We had a good start to the (Jewish) New Year with my family having dinner the other night. Yum. My mum picked up some honey-cake for us too.
Aside from just wondering what service next is to be shut off (we lost internet earlier this week and got it back with some help) and worrying about that, my brain is stuck on Wash. We went to the doc's this week- his ENT to check on the follow up for his eye cyst. I was freaking out as I had received a bill from them for $146~ from his first visit and I couldn't pay that or whatever they would charge to see Wash this week. Thankfully we both got some good news from that trip; the Billing dept had put Wash in as 'No insurance self pay' despite his insurance info being on the paperwork *I* filled out. So, 3 office staff later and two people in billing it was cleared up and erased. Small favours.
Wash meanwhile was treated to a less invasive scan of his sinus cavity and told it was NOT a cyst, or even a tumor. Just inflamed scar tissue. Apparently he broke his nose some 20 years ago and that's just how his head looks in a MRI. Thankfully he didn't need a biopsy, or worse more surgery.

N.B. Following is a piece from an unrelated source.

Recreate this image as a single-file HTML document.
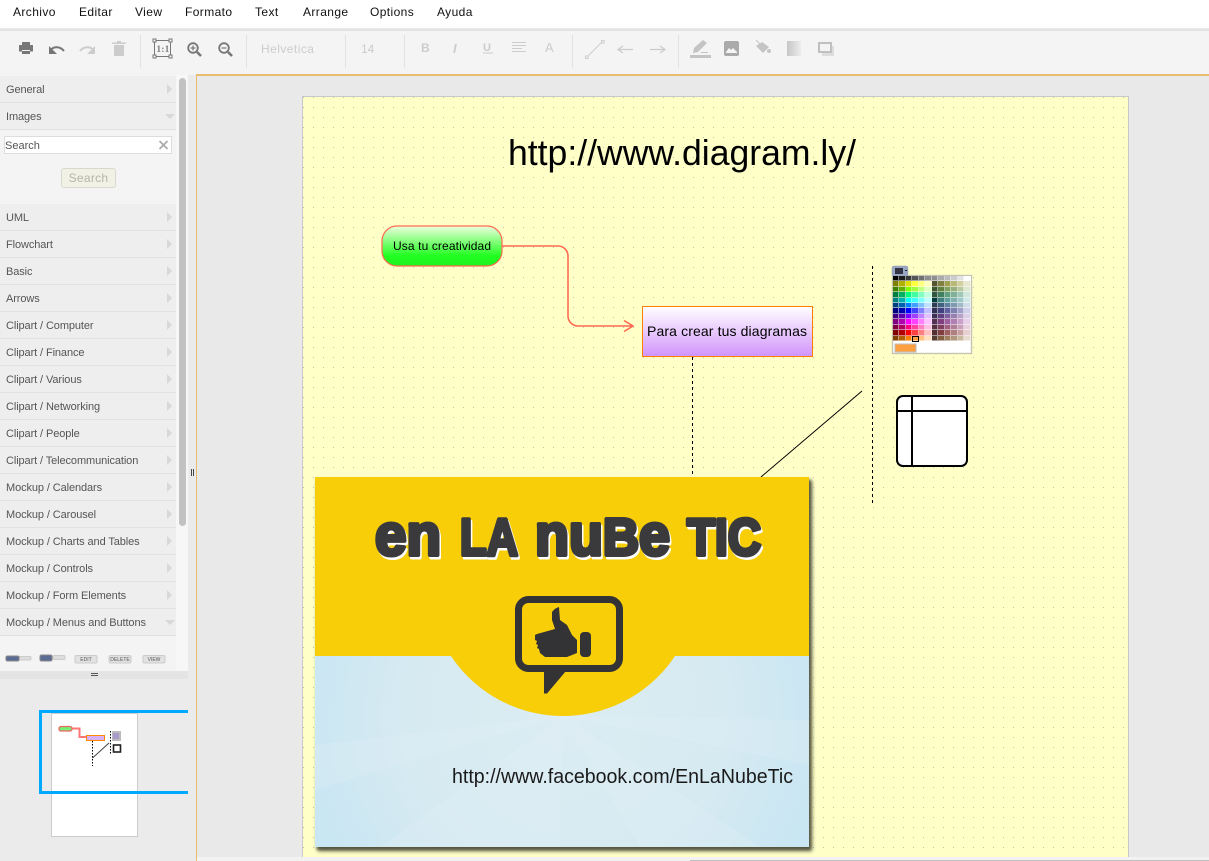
<!DOCTYPE html>
<html lang="es"><head><meta charset="utf-8"><title>Diagram</title>
<style>
html,body{margin:0;padding:0;width:1209px;height:861px;overflow:hidden;background:#e9e9e9;font-family:"Liberation Sans",Arial,sans-serif}
.a{position:absolute}
#menu span{position:absolute;top:5px;font-size:12px;letter-spacing:.4px;color:#111;line-height:14px}
.sep{position:absolute;top:35px;width:1px;height:33px;background:#e2e2e2}
.row{position:absolute;left:0;width:176px;height:26px;background:#eee;border-bottom:1px solid #e2e2e2;font-size:11px;letter-spacing:-.1px;color:#555;line-height:28px;text-indent:6px}
.row:after{content:"";position:absolute;left:167px;top:8px;border-left:5px solid #d8d8d8;border-top:5px solid transparent;border-bottom:5px solid transparent}
.row.o:after{left:165px;top:11px;border-top:5px solid #d8d8d8;border-left:5px solid transparent;border-right:5px solid transparent;border-bottom:0}
#pal{position:absolute;left:893px;top:276px;width:78px;height:65px;display:grid;grid-template-columns:6px 7px 6px 7px 6px 7px 6px 7px 6px 7px 6px 7px;grid-template-rows:5px 6px 5px 6px 5px 5px 6px 5px 6px 5px 6px 5px;background:#fff}
#pal i{display:block;box-sizing:border-box;border-right:1px solid rgba(255,255,255,.5);border-bottom:1px solid rgba(255,255,255,.5)}
</style></head><body>

<div class="a" style="left:0;top:0;width:1209px;height:28px;background:#fff"></div>
<div class="a" style="left:0;top:29px;width:1209px;height:2px;background:#e3e3e3"></div>
<div id="menu">
<span style="left:13px">Archivo</span><span style="left:79px">Editar</span><span style="left:135px">View</span><span style="left:185px">Formato</span><span style="left:255px">Text</span><span style="left:303px">Arrange</span><span style="left:370px">Options</span><span style="left:437px">Ayuda</span>
</div>

<!-- toolbar -->
<div class="a" style="left:0;top:31px;width:1209px;height:44px;background:#f4f4f4"></div>
<div class="sep" style="left:140px"></div><div class="sep" style="left:246px"></div><div class="sep" style="left:345px"></div><div class="sep" style="left:404px"></div><div class="sep" style="left:572px"></div><div class="sep" style="left:678px"></div>
<div class="a" style="left:261px;top:42px;font-size:12px;letter-spacing:.45px;color:#ccc">Helvetica</div>
<div class="a" style="left:361px;top:42px;font-size:12px;color:#ccc">14</div>
<svg class="a" style="left:0;top:30px" width="860" height="40" viewBox="0 30 860 40">
<!-- print -->
<path fill="#777" d="M22 42h8v3h2.500a.5.500 0 0 1 .5.500V51.500h-3V50H22v1.500h-3V45.500a.5.500 0 0 1 .5-.5H22z"/><rect x="22" y="51" width="8" height="3" fill="#777"/>
<!-- undo -->
<path fill="none" stroke="#777" stroke-width="2" d="M51 49.500c3-3 9-3.500 13 1.500"/><path fill="#777" d="M49 46v8h8z"/>
<!-- redo -->
<path fill="none" stroke="#ccc" stroke-width="2" d="M93 49.500c-3-3-9-3.500-13 1.500"/><path fill="#ccc" d="M95 46v8h-8z"/>
<!-- trash -->
<path fill="#ccc" d="M112 42.500h5v-1.500h4v1.500h5v1.500h-14zM114 45h10v11h-10z"/>
<!-- 1:1 -->
<rect x="154.500" y="40.500" width="16" height="16" fill="none" stroke="#777"/>
<g fill="#f4f4f4" stroke="#777"><rect x="153" y="39" width="3" height="3"/><rect x="169" y="39" width="3" height="3"/><rect x="153" y="55" width="3" height="3"/><rect x="169" y="55" width="3" height="3"/></g>
<text x="156.500" y="52" font-family="Liberation Serif" font-size="9" font-weight="bold" fill="#777" letter-spacing=".4">1:1</text>
<!-- zoom in/out -->
<g fill="none" stroke="#777"><circle cx="193" cy="48" r="4.800" stroke-width="1.800"/><path d="M197 52l4 4" stroke-width="2.600"/><path d="M190.500 48h5M193 45.500v5" stroke-width="1.200"/>
<circle cx="224" cy="48" r="4.800" stroke-width="1.800"/><path d="M228 52l4 4" stroke-width="2.600"/><path d="M221.500 48h5" stroke-width="1.200"/></g>
<!-- B I U align A -->
<text x="421" y="52" font-size="12" font-weight="bold" fill="#ccc">B</text>
<text x="453" y="53" font-size="13" font-weight="bold" font-style="italic" fill="#ccc">I</text>
<text x="483" y="51" font-size="11" font-weight="bold" fill="#ccc">U</text><rect x="483" y="52.500" width="10" height="1" fill="#ccc"/>
<path stroke="#ccc" d="M512 42.500h14M512 45.500h14M512 48.500h10M512 51.500h14" fill="none"/>
<text x="545" y="52" font-size="13" fill="#ccc">A</text>
<!-- line, arrows -->
<path d="M587 57l15-15" stroke="#ccc" fill="none"/><rect x="585.500" y="56" width="2.500" height="2.500" fill="#f4f4f4" stroke="#ccc"/><rect x="601.500" y="40.500" width="2.500" height="2.500" fill="#f4f4f4" stroke="#ccc"/>
<path d="M618 49.500h15M623 46l-5 3.500 5 3.500" stroke="#ccc" stroke-width="1.300" fill="none"/>
<path d="M665 49.500h-15M660 46l5 3.500-5 3.500" stroke="#ccc" stroke-width="1.300" fill="none"/>
<!-- pen -->
<path fill="#c4c4c4" d="M693 53l1-5 9-8 4 3-9 9zM701 52h7v1h-7z"/><rect x="690" y="55" width="21" height="3" fill="#c4c4c4"/>
<!-- image -->
<rect x="724" y="41" width="15" height="15" rx="2" fill="#aaa"/><path fill="#f4f4f4" d="M726 52l3-4 2 2 2-2 4 4v1h-11z"/>
<!-- fill -->
<path fill="#c4c4c4" d="M756 46l6-4 7 5-6 6z"/><path d="M756 40l5 5" stroke="#c4c4c4" fill="none"/><circle cx="769" cy="51" r="2" fill="#c4c4c4"/>
<!-- gradient -->
<defs><linearGradient id="gr" x1="0" x2="1"><stop offset="0" stop-color="#c6c6c6"/><stop offset="1" stop-color="#ececec"/></linearGradient>
<linearGradient id="g1" x1="0" x2="0" y1="0" y2="1"><stop offset="0" stop-color="#eeffdd"/><stop offset=".75" stop-color="#20ff20"/><stop offset="1" stop-color="#20f020"/></linearGradient>
<linearGradient id="g2" x1="0" x2="0" y1="0" y2="1"><stop offset="0" stop-color="#fff"/><stop offset="1" stop-color="#d194fb"/></linearGradient>
<pattern id="dots" x="3" y="7" width="10" height="10" patternUnits="userSpaceOnUse"><rect width="1" height="1" fill="#c2c2ae"/></pattern></defs>
<rect x="787" y="41" width="14" height="15" fill="url(#gr)"/>
<!-- shadow -->
<rect x="822" y="46" width="12" height="10" fill="#dcdcdc"/><rect x="819" y="43" width="12" height="9" fill="#f4f4f4" stroke="#c0c0c0" stroke-width="2"/>
</svg>

<!-- sidebar -->
<div class="a" style="left:0;top:75px;width:188px;height:596px;background:#f4f4f4"></div>
<div class="a" style="left:176px;top:75px;width:12px;height:596px;background:#f7f7f7"></div>
<div class="a" style="left:179px;top:78px;width:7px;height:448px;border-radius:4px;background:#c2c2c2"></div>
<div class="row" style="top:76px">General</div>
<div class="row o" style="top:103px">Images</div>
<div class="a" style="left:4px;top:136px;width:166px;height:16px;background:#fff;border:1px solid #ddd;font-size:11px;line-height:18px;color:#555">Search</div>
<svg class="a" style="left:158px;top:140px" width="11" height="10"><path d="M1.500 1l8 8M9.500 1l-8 8" stroke="#aaa" stroke-width="1.700"/></svg>
<div class="a" style="left:61px;top:168px;width:53px;height:18px;background:#f1f1e6;border:1px solid #d8d8cc;border-radius:3px;font-size:12px;line-height:19px;text-align:center;color:#b5b5a8;letter-spacing:.3px">Search</div>
<div class="row" style="top:204px">UML</div>
<div class="row" style="top:231px">Flowchart</div>
<div class="row" style="top:258px">Basic</div>
<div class="row" style="top:285px">Arrows</div>
<div class="row" style="top:312px">Clipart / Computer</div>
<div class="row" style="top:339px">Clipart / Finance</div>
<div class="row" style="top:366px">Clipart / Various</div>
<div class="row" style="top:393px">Clipart / Networking</div>
<div class="row" style="top:420px">Clipart / People</div>
<div class="row" style="top:447px">Clipart / Telecommunication</div>
<div class="row" style="top:474px">Mockup / Calendars</div>
<div class="row" style="top:501px">Mockup / Carousel</div>
<div class="row" style="top:528px">Mockup / Charts and Tables</div>
<div class="row" style="top:555px">Mockup / Controls</div>
<div class="row" style="top:582px">Mockup / Form Elements</div>
<div class="row o" style="top:609px">Mockup / Menus and Buttons</div>
<svg class="a" style="left:0;top:650px" width="176" height="18">
<g fill="#ddd" stroke="#ccc"><rect x="19" y="6.500" width="12" height="3.500" rx="1"/><rect x="53" y="5.500" width="12" height="4" rx="1"/></g>
<rect x="6" y="6" width="13" height="5" rx="1.500" fill="#5a6c94" stroke="#888"/><rect x="40" y="5" width="12" height="6" rx="1.500" fill="#5a6c94" stroke="#888"/>
<g fill="#e2e2e2" stroke="#ccc"><rect x="75" y="5.500" width="22" height="7.500" rx="1.500"/><rect x="109" y="5.500" width="22" height="7.500" rx="1.500"/><rect x="143" y="5.500" width="22" height="7.500" rx="1.500"/></g>
<g font-size="5" fill="#555" text-anchor="middle"><text x="86" y="11">EDIT</text><text x="120" y="11">DELETE</text><text x="154" y="11">VIEW</text></g>
</svg>
<!-- splitter + outline -->
<div class="a" style="left:0;top:671px;width:188px;height:8px;background:#e4e4e4"></div>
<div class="a" style="left:91px;top:673px;width:7px;height:1px;background:#555"></div><div class="a" style="left:91px;top:675px;width:7px;height:1px;background:#555"></div>
<div class="a" style="left:0;top:679px;width:188px;height:182px;background:#ebebeb"></div>
<div class="a" style="left:188px;top:75px;width:8px;height:786px;background:#ebebeb"></div>
<div class="a" style="left:191px;top:469px;width:1px;height:7px;background:#444"></div><div class="a" style="left:193px;top:469px;width:1px;height:7px;background:#444"></div>
<div class="a" style="left:51px;top:713px;width:85px;height:122px;background:#fff;border:1px solid #ccc"></div>
<svg class="a" style="left:39px;top:710px" width="149" height="90">
<path d="M33 18.500h7.500v8.500h7" fill="none" stroke="#f77" stroke-width="2"/>
<rect x="20" y="16.500" width="13" height="4.500" rx="2" fill="#7e7" stroke="#e66" stroke-width="1.300"/>
<rect x="47.500" y="25.500" width="18" height="5" fill="#d8b0f8" stroke="#f80" stroke-width="1"/>
<path d="M53.500 31v25M71.500 21v24" stroke="#000" stroke-dasharray="1.500 1.500" fill="none"/>
<path d="M53.500 48L70 33" stroke="#444" fill="none"/>
<rect x="73" y="21" width="9" height="10" fill="#bbb"/><rect x="74" y="23" width="6" height="6" fill="#a9c"/>
<rect x="74.500" y="35" width="7" height="7" fill="#fff" stroke="#222" stroke-width="1.600"/>
</svg>
<div class="a" style="left:39px;top:710px;width:146px;height:78px;border:3px solid #00a8ff;border-right:0"></div>

<!-- canvas -->
<div class="a" style="left:196px;top:74px;width:1013px;height:2px;background:#e8bd6d"></div>
<div class="a" style="left:196px;top:74px;width:1px;height:787px;background:#e8bd6d"></div>
<div class="a" style="left:197px;top:76px;width:1012px;height:781px;background:#e9e9e9"></div>
<div class="a" style="left:303px;top:97px;width:825px;height:760px;background-color:#ffffc8;box-shadow:0 0 0 1px #c8c8c8"></div>
<svg class="a" style="left:0;top:0" width="1209" height="861"><rect x="303" y="97" width="825" height="760" fill="url(#dots)"/></svg>
<div class="a" style="left:197px;top:857px;width:1012px;height:4px;background:#f2f2f2"></div>
<div class="a" style="left:690px;top:860px;width:519px;height:1px;background:#c0c0c0"></div>

<!-- diagram -->
<svg class="a" style="left:0;top:0" width="1209" height="861" font-family="Liberation Sans">
<text x="508" y="165" font-size="36" textLength="348" lengthAdjust="spacingAndGlyphs" fill="#000">http://www.diagram.ly/</text>
<path d="M502 246h56a10 10 0 0 1 10 10v60a10 10 0 0 0 10 10h54M624 320.500l9 5.500-9 5.500" fill="none" stroke="#ff6a50" stroke-width="1.600"/>
<rect x="382" y="226" width="120" height="40" rx="15" fill="url(#g1)" stroke="#ff6a50" stroke-width="1.200"/>
<text x="442" y="250" font-size="12" text-anchor="middle" textLength="98" fill="#000">Usa tu creatividad</text>
<rect x="642.500" y="306.500" width="170" height="50" fill="url(#g2)" stroke="#ff8000"/>
<text x="647" y="336" font-size="14" textLength="160" fill="#000">Para crear tus diagramas</text>
<path d="M692.500 357v120M872.500 266v237" stroke="#000" stroke-dasharray="3 3" fill="none"/>
<path d="M862 391l-101 86" stroke="#000" fill="none"/>
<rect x="897" y="396" width="70" height="70" rx="6" fill="#fff" stroke="#000" stroke-width="2"/>
<path d="M897 411h70M912 396v70" stroke="#000" stroke-width="2" fill="none"/>
<!-- palette frame -->
<rect x="892.500" y="275.500" width="79" height="78" fill="#fff" stroke="#c4c4b0" stroke-width="1.400"/>
<rect x="892" y="266" width="16" height="10" rx="2" fill="#98a8c4" stroke="#99a" stroke-width=".5"/>
<rect x="895" y="268" width="8" height="6" fill="#334"/>
<path d="M905 270h2v1h-2z" fill="#222"/>
<rect x="895" y="344" width="21" height="8" fill="#ffa040" stroke="#bbb"/>
</svg>
<div id="pal">
<i style="background:#000"></i><i style="background:#1c1c1c"></i><i style="background:#383838"></i><i style="background:#555"></i><i style="background:#717171"></i><i style="background:#8e8e8e"></i><i style="background:#8e8e8e"></i><i style="background:#aaa"></i><i style="background:#bbb"></i><i style="background:#ccc"></i><i style="background:#e3e3e3"></i><i style="background:#fff"></i>
<i style="background:#808000"></i><i style="background:#b0b000"></i><i style="background:#e0e000"></i><i style="background:#ffff40"></i><i style="background:#ffff80"></i><i style="background:#ffffc0"></i><i style="background:#555530"></i><i style="background:#808040"></i><i style="background:#a0a050"></i><i style="background:#b8b878"></i><i style="background:#d0d0a0"></i><i style="background:#e8e8d0"></i>
<i style="background:#408000"></i><i style="background:#60b000"></i><i style="background:#80ff00"></i><i style="background:#a0ff40"></i><i style="background:#c0ff80"></i><i style="background:#e0ffc0"></i><i style="background:#3c5530"></i><i style="background:#608040"></i><i style="background:#80a060"></i><i style="background:#98b080"></i><i style="background:#b8c8a0"></i><i style="background:#dce8d0"></i>
<i style="background:#008040"></i><i style="background:#00b060"></i><i style="background:#00ff80"></i><i style="background:#40ffa0"></i><i style="background:#80ffc0"></i><i style="background:#c0ffe0"></i><i style="background:#305540"></i><i style="background:#408060"></i><i style="background:#60a080"></i><i style="background:#80b098"></i><i style="background:#a0c8b8"></i><i style="background:#d0e8dc"></i>
<i style="background:#008080"></i><i style="background:#00b0b0"></i><i style="background:#00ffff"></i><i style="background:#40ffff"></i><i style="background:#80ffff"></i><i style="background:#c0ffff"></i><i style="background:#003c3c"></i><i style="background:#408080"></i><i style="background:#60a0a0"></i><i style="background:#80b0b0"></i><i style="background:#a0c8c8"></i><i style="background:#d0e8e8"></i>
<i style="background:#004080"></i><i style="background:#0060b0"></i><i style="background:#0080ff"></i><i style="background:#40a0ff"></i><i style="background:#80c0ff"></i><i style="background:#c0e0ff"></i><i style="background:#303c55"></i><i style="background:#406080"></i><i style="background:#6080a0"></i><i style="background:#8098b0"></i><i style="background:#a0b8c8"></i><i style="background:#d0dce8"></i>
<i style="background:#000080"></i><i style="background:#0000b0"></i><i style="background:#0000ff"></i><i style="background:#4040ff"></i><i style="background:#8080ff"></i><i style="background:#c0c0ff"></i><i style="background:#303055"></i><i style="background:#404080"></i><i style="background:#6060a0"></i><i style="background:#8080b0"></i><i style="background:#a0a0c8"></i><i style="background:#d0d0e8"></i>
<i style="background:#400080"></i><i style="background:#6000b0"></i><i style="background:#8000ff"></i><i style="background:#a040ff"></i><i style="background:#c080ff"></i><i style="background:#e0c0ff"></i><i style="background:#3c3055"></i><i style="background:#604080"></i><i style="background:#8060a0"></i><i style="background:#9880b0"></i><i style="background:#b8a0c8"></i><i style="background:#dcd0e8"></i>
<i style="background:#800080"></i><i style="background:#b000b0"></i><i style="background:#ff00ff"></i><i style="background:#ff40ff"></i><i style="background:#ff80ff"></i><i style="background:#ffc0ff"></i><i style="background:#553055"></i><i style="background:#804080"></i><i style="background:#a060a0"></i><i style="background:#b080b0"></i><i style="background:#c8a0c8"></i><i style="background:#e8d0e8"></i>
<i style="background:#800040"></i><i style="background:#b00060"></i><i style="background:#ff0080"></i><i style="background:#ff40a0"></i><i style="background:#ff80c0"></i><i style="background:#ffc0e0"></i><i style="background:#553040"></i><i style="background:#804060"></i><i style="background:#a06080"></i><i style="background:#b08098"></i><i style="background:#c8a0b8"></i><i style="background:#e8d0dc"></i>
<i style="background:#800000"></i><i style="background:#b00000"></i><i style="background:#ff0000"></i><i style="background:#ff4040"></i><i style="background:#ff8080"></i><i style="background:#ffc0c0"></i><i style="background:#553030"></i><i style="background:#804040"></i><i style="background:#a06060"></i><i style="background:#b08080"></i><i style="background:#c8a0a0"></i><i style="background:#e8d0d0"></i>
<i style="background:#804000"></i><i style="background:#b06000"></i><i style="background:#ff8000"></i><i style="background:#ffa040"></i><i style="background:#ffc080"></i><i style="background:#ffe0c0"></i><i style="background:#553c30"></i><i style="background:#806040"></i><i style="background:#a08060"></i><i style="background:#b09880"></i><i style="background:#c8b8a0"></i><i style="background:#e8dcd0"></i>
</div>
<div class="a" style="left:912px;top:336px;width:5px;height:4px;border:1.200px solid #000"></div>

<!-- banner image -->
<div class="a" style="left:315px;top:477px;width:494px;height:370px;box-shadow:2px 3px 3px #55553f,3px 4px 4px #88886a"></div>
<svg class="a" style="left:315px;top:477px" width="494" height="370" viewBox="315 477 494 370" font-family="Liberation Sans">
<defs><radialGradient id="sky" gradientUnits="userSpaceOnUse" cx="563" cy="716" r="270"><stop offset="0" stop-color="#dcedf3"/><stop offset=".6" stop-color="#d6eaf2"/><stop offset="1" stop-color="#c8e6f3"/></radialGradient></defs>
<rect x="315" y="477" width="494" height="179" fill="#f8ce08"/>
<rect x="315" y="656" width="494" height="191" fill="url(#sky)"/>
<g fill="#e2f0f5" opacity=".3">
<path d="M563 716L380 847H560ZM563 716L315 745V790ZM563 716L640 847H760ZM563 716L809 765V720Z"/>
</g>
<circle cx="563" cy="581.500" r="134.500" fill="#f8ce08"/>
<rect x="315" y="477" width="494" height="179" fill="#f8ce08"/>
<!-- headline -->
<g font-weight="bold" fill="#fff" stroke="#fff" stroke-width="4" stroke-linejoin="round" transform="translate(1.500 2.500)">
<text x="375" y="555" textLength="66" lengthAdjust="spacingAndGlyphs" font-size="58">en</text>
<text x="460" y="555" textLength="58" lengthAdjust="spacingAndGlyphs" font-size="52">LA</text>
<text x="535" y="555" textLength="135" lengthAdjust="spacingAndGlyphs" font-size="58">nu<tspan font-size="52">B</tspan>e</text>
<text x="687" y="555" textLength="74" lengthAdjust="spacingAndGlyphs" font-size="52">TIC</text>
</g>
<g font-weight="bold" fill="#3a3a3c" stroke="#3a3a3c" stroke-width="4" stroke-linejoin="round">
<text x="375" y="555" textLength="66" lengthAdjust="spacingAndGlyphs" font-size="58">en</text>
<text x="460" y="555" textLength="58" lengthAdjust="spacingAndGlyphs" font-size="52">LA</text>
<text x="535" y="555" textLength="135" lengthAdjust="spacingAndGlyphs" font-size="58">nu<tspan font-size="52">B</tspan>e</text>
<text x="687" y="555" textLength="74" lengthAdjust="spacingAndGlyphs" font-size="52">TIC</text>
</g>
<!-- thumbs-up bubble -->
<rect x="518.500" y="599.500" width="101" height="69" rx="10" fill="none" stroke="#333335" stroke-width="7"/>
<path d="M544 670v23.500h3L566 671z" fill="#333335"/>
<path fill="#333335" d="M552 612q3-4 7-5l1 13 7 5 5 10 5 5v13l-10 4h-22l-5-4-1-4-2-1 1-3-2-1 1-3-2-1 0-5 2-1 18-5-3-9z"/>
<rect x="580" y="632" width="11" height="25" rx="4" fill="#333335"/>
<text x="452" y="783" font-size="20" textLength="341" lengthAdjust="spacingAndGlyphs" fill="#1a1a1a">http://www.facebook.com/EnLaNubeTic</text>
</svg>
</body></html>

He's just been distant and cranky lately. I ask him for help or to try something or he asks for guidance and then it just... gets ignored. Forgotten. I know that's the result of the cancer, or tumor, or surgeries.... I still get disturbed by it.
There are some other issues brewing as well, but not anything I feel comfortable talking about yet. Basically there have been some statements come out against Wash having comforts, or a Quality of Life- especially if it costs ME anything. To some, I guess his happiness at the end of his life doesn't matter just how much he "costs" to stay alive each day.
I have some ... anger issues, at this way of thinking.
Wash just turned 27. There's a 1% chance he will see 30.
To me, his quality of life is paramount in importance.
It's his life and death. He gets to decide what makes him happy while he can still FEEL happy, and he gets to decide when the pain is too much to go on anymore.
I get so tired and depressed having to explain this to other human beings. To me, it's fucking common sense.